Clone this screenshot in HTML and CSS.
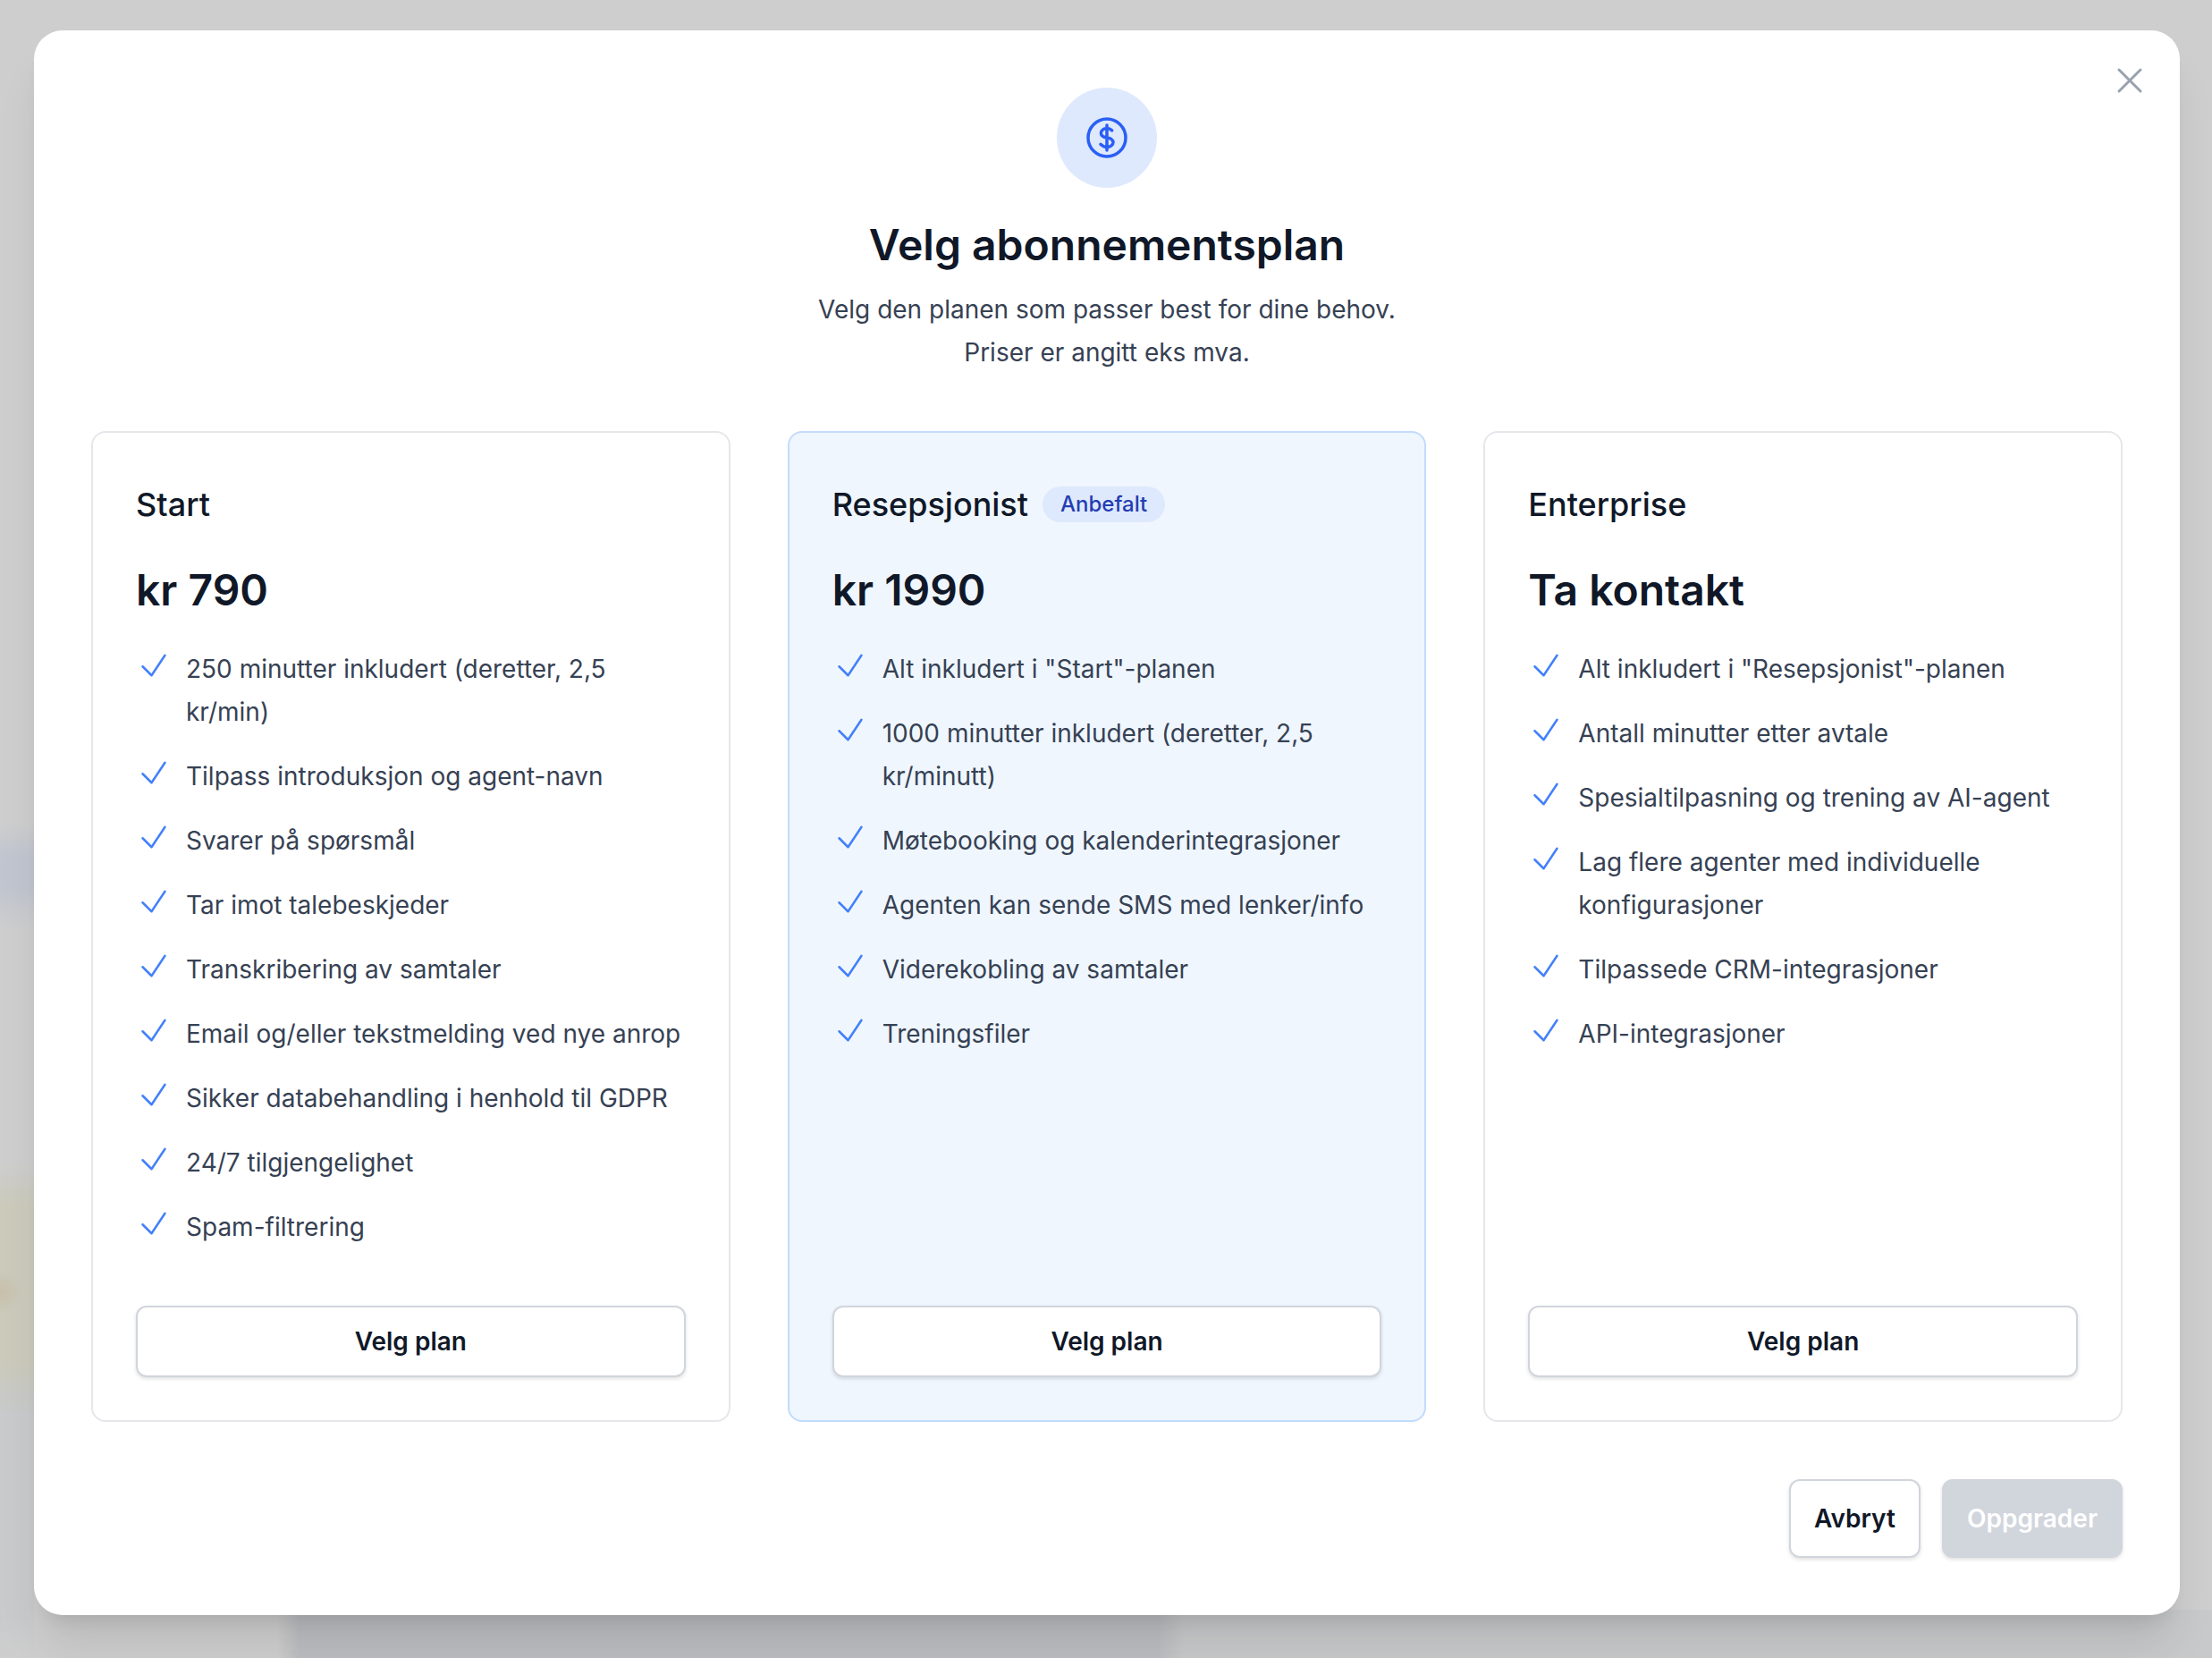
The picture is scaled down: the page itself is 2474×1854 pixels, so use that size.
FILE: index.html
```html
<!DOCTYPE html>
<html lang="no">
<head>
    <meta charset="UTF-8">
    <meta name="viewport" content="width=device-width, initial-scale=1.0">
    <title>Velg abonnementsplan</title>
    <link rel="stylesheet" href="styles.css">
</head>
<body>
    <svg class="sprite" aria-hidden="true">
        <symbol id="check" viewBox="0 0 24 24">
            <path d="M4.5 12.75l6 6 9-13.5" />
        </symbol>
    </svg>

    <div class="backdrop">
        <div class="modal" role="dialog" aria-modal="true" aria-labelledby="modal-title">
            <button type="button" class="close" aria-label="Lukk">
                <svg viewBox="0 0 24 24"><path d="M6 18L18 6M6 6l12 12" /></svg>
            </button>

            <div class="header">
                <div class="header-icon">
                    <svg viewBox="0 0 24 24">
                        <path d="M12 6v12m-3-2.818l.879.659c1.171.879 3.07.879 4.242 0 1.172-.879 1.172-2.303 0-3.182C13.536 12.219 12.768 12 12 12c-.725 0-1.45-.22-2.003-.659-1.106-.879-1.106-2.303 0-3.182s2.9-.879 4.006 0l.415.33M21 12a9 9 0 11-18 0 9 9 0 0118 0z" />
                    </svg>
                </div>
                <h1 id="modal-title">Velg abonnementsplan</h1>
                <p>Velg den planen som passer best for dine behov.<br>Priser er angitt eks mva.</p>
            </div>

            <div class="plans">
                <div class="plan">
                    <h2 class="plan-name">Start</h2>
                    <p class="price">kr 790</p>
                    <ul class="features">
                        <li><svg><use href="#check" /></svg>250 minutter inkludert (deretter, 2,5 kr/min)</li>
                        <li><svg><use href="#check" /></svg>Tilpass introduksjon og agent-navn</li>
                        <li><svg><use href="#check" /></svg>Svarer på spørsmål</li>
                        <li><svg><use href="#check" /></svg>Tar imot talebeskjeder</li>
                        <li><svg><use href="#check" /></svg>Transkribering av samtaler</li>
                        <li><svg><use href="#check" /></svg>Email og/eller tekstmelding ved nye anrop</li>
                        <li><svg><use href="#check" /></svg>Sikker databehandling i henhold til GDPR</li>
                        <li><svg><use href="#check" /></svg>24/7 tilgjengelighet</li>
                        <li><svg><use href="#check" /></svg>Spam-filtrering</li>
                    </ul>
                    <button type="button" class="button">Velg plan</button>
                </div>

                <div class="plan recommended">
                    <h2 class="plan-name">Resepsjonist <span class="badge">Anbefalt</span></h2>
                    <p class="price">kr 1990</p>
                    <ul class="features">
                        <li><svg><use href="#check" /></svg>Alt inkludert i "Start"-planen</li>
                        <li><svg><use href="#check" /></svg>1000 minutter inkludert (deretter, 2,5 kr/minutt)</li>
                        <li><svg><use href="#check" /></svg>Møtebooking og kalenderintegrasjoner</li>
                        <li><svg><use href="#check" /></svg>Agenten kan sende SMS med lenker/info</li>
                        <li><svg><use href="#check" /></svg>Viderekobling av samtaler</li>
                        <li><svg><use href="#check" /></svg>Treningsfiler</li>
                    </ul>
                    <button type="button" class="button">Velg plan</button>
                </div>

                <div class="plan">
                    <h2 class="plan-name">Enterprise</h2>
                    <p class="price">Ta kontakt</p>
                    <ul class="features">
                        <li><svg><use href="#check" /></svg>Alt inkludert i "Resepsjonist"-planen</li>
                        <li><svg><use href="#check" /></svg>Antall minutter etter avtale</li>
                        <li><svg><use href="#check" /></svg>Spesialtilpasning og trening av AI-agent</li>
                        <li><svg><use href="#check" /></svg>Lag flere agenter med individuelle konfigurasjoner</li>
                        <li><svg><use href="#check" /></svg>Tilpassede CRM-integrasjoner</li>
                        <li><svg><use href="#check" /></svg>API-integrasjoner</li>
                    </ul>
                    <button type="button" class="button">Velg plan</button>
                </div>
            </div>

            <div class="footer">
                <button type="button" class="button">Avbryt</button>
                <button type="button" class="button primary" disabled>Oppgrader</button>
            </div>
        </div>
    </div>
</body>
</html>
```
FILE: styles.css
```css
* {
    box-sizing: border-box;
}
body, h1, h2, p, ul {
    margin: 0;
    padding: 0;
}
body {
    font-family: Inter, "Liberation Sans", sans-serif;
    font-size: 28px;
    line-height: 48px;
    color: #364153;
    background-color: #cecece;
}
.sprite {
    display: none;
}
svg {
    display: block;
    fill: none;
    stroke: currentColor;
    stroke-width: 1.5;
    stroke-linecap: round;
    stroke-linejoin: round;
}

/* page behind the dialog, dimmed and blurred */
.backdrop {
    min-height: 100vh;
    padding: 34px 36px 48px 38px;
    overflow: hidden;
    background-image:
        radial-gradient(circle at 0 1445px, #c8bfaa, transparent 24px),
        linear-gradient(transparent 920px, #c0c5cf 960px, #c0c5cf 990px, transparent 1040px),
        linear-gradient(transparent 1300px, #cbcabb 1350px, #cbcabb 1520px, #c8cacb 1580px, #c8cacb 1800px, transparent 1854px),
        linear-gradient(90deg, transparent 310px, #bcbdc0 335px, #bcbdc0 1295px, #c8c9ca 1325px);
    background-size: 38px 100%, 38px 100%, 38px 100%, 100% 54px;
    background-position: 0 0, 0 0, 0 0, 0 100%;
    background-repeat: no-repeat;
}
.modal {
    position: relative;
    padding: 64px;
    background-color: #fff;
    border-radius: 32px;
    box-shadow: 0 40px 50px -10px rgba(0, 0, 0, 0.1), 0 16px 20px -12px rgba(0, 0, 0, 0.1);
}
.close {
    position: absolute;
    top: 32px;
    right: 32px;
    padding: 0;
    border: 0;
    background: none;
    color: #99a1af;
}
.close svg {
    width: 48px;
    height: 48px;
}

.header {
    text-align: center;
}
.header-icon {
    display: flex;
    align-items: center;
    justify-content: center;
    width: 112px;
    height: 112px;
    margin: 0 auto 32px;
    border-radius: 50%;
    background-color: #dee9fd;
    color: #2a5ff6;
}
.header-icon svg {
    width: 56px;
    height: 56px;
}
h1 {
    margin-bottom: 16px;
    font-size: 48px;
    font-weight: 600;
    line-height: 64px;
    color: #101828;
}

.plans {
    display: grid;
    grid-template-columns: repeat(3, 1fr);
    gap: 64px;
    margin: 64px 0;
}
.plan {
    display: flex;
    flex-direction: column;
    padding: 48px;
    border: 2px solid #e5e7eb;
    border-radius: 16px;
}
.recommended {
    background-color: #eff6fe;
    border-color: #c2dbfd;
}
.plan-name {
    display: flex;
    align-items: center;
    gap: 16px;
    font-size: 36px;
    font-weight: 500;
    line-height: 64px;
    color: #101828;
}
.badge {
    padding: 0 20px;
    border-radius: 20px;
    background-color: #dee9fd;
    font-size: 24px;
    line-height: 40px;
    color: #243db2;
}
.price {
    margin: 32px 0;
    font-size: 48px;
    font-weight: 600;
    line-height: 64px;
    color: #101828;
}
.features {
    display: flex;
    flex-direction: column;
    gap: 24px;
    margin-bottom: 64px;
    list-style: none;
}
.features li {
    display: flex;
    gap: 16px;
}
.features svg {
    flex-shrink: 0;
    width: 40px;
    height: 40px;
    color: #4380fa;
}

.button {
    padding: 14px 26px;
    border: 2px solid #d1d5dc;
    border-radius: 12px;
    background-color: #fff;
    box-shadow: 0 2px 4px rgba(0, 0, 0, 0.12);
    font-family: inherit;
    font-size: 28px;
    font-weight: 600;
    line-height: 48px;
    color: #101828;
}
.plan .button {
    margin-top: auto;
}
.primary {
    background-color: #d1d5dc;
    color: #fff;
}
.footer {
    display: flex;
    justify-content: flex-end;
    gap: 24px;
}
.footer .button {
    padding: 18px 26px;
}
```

+++

GIVEN TASK
Copy all lines above containing the string "page".

ANSWER TO THE TASK
The picture is scaled down: the page itself is 2474×1854 pixels, so use that size.
/* page behind the dialog, dimmed and blurred */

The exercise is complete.